Ah, but the Vikings. I must say that I have not been this optimistic about the Vikings since the days when Brett Favre was run off by a power-mad media throng in the Twin Cities. I said, and wrote, before the recent draft that the player I thought the Vikings should draft, in a perfect world, was quarterback Teddy Bridgewater.
My figuring was that with a decent defense, and an improved offensive line and receiving corps, plus the inimitable Adrian Peterson, the Vikings were OK with Matt Cassell at quarterback, backed up by Christian Ponder. But I watched Bridgewater lead Louisville to a superb season last year, and was impressed with his quickness, his running ability, and his ability to throw short and long, hard and soft, and almost always pick the right one under pressure.

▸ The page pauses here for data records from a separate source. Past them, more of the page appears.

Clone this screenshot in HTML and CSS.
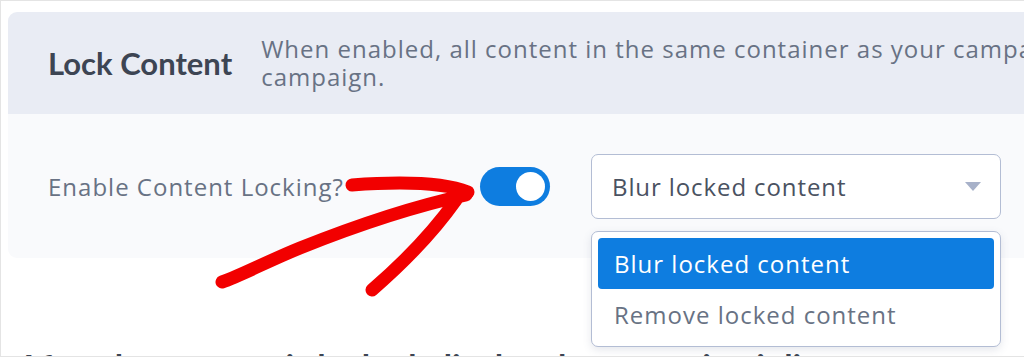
FILE: index.html
```html
<!DOCTYPE html>
<html lang="en">
<head>
<meta charset="utf-8">
<title>Lock Content</title>
<link rel="stylesheet" href="styles.css">
</head>
<body>
<div class="frame">
  <section class="card">
    <header class="card-head">
      <h2 class="title">Lock Content</h2>
      <p class="desc">When enabled, all content in the same container as your campaign will be locked until the visitor converts on your<br>campaign.</p>
    </header>
    <div class="card-body">
      <div class="row">
        <span class="label">Enable Content Locking?</span>
        <span class="toggle"><span class="knob"></span></span>
        <div class="select-wrap">
          <div class="select">
            <span class="select-value">Blur locked content</span>
            <svg class="caret" width="16" height="9" viewBox="0 0 16 9"><path d="M0 0H16L8 9Z" fill="#a7b1c9"/></svg>
          </div>
          <ul class="menu">
            <li class="option active">Blur locked content</li>
            <li class="option">Remove locked content</li>
          </ul>
        </div>
      </div>
    </div>
  </section>
  <h3 class="next">After the content is locked, display the campaign inline</h3>
  <svg class="arrow" width="1024" height="358" viewBox="0 0 1024 358">
    <g fill="none" stroke="#f20000" stroke-width="13" stroke-linecap="round" stroke-linejoin="round">
      <path d="M352 185 C 392 182, 440 181, 468 192"/>
      <path d="M466 195 C 420 205, 360 224, 300 248 C 268 261, 242 275, 222 282"/>
      <path d="M456 200 C 432 234, 402 264, 372 290"/>
    </g>
  </svg>
</div>
</body>
</html>
```

FILE: styles.css
```css
* { box-sizing: border-box; }

html, body {
  margin: 0;
  padding: 0;
  background: #ffffff;
  overflow: hidden;
}

.frame {
  position: relative;
  width: 1024px;
  height: 357px;
  border-top: 1px solid #e4e4e4;
  border-left: 1px solid #e4e4e4;
  border-bottom: 1px solid #e4e4e4;
  padding: 11px 0 0 7px;
  overflow: hidden;
  font-family: "Open Sans", "Noto Sans", sans-serif;
}

.card {
  width: 1200px;
}

.card-head {
  display: flex;
  align-items: center;
  height: 102px;
  padding-left: 40px;
  background: #e9ecf4;
  border-radius: 9px 9px 0 0;
}

.title {
  margin: 0 29px 0 0;
  font-family: Lato, "Open Sans", sans-serif;
  font-size: 31px;
  font-weight: 700;
  color: #3d4553;
  white-space: nowrap;
}

.desc {
  margin: 0;
  font-size: 24px;
  line-height: 28px;
  letter-spacing: 1px;
  color: #687284;
  white-space: nowrap;
}

.card-body {
  display: flex;
  align-items: center;
  height: 144px;
  padding-left: 40px;
  background: #f9fafc;
  border-radius: 0 0 9px 9px;
}

.row {
  display: flex;
  align-items: center;
}

.label {
  width: 432px;
  font-size: 24px;
  letter-spacing: 1px;
  color: #687284;
}

.toggle {
  display: flex;
  align-items: center;
  justify-content: flex-end;
  width: 70px;
  height: 39px;
  padding: 0 5px;
  margin-right: 41px;
  border-radius: 20px;
  background: #0e7de0;
}

.knob {
  width: 29px;
  height: 29px;
  border-radius: 50%;
  background: #ffffff;
}

.select-wrap {
  position: relative;
  width: 410px;
}

.select {
  display: flex;
  align-items: center;
  justify-content: space-between;
  height: 65px;
  padding: 0 19px 0 20px;
  border: 1.5px solid #b3bdd4;
  border-radius: 7px;
  background: #ffffff;
}

.select-value {
  font-size: 24px;
  letter-spacing: 0.9px;
  color: #4a5261;
}

.menu {
  position: absolute;
  left: 0;
  top: 77px;
  width: 410px;
  margin: 0;
  padding: 6px;
  list-style: none;
  border: 1.5px solid #b3bdd4;
  border-radius: 7px;
  background: #ffffff;
  box-shadow: 0 3px 8px rgba(80, 95, 130, 0.15);
  z-index: 2;
}

.option {
  display: flex;
  align-items: center;
  height: 51px;
  padding-left: 16px;
  font-size: 24px;
  letter-spacing: 1px;
  color: #687284;
  border-radius: 4px;
}

.option.active {
  background: #0e7de0;
  color: #ffffff;
}

.next {
  margin: 88px 0 0 9px;
  font-family: Lato, "Open Sans", sans-serif;
  font-size: 34px;
  font-weight: 700;
  color: #3d4553;
  white-space: nowrap;
}

.arrow {
  position: absolute;
  left: -1px;
  top: -1px;
  pointer-events: none;
  z-index: 3;
}
```
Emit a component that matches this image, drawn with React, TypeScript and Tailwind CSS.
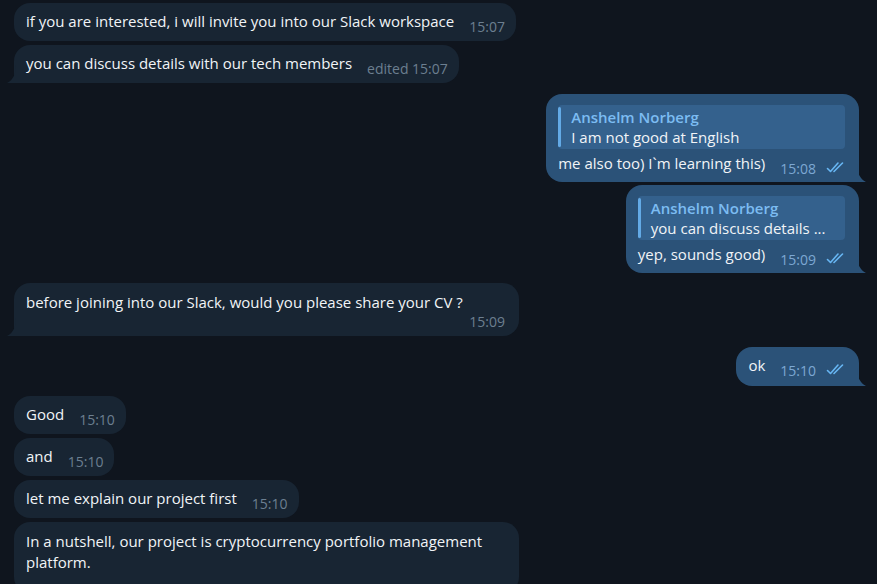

 Despite some critics, the Vikings did make a trade and take Bridgewater at the end of the first round. Given a chance, I think Bridgewater gives the Vikings the same sort of high-octane offense the Seattle Seahawks, or the San Francisco 49ers, or several other rejuvenated contenders have. Bridgewater doesn’t have to be as great as I think he is to succeed, not as long as he can hand the ball off to Adrian Peterson half the time. Even then, he’ll make the Vikings a division contender. And if he is as elusive and clever as I think he is, the Vikings could win the division. You read it here first, Packer fans!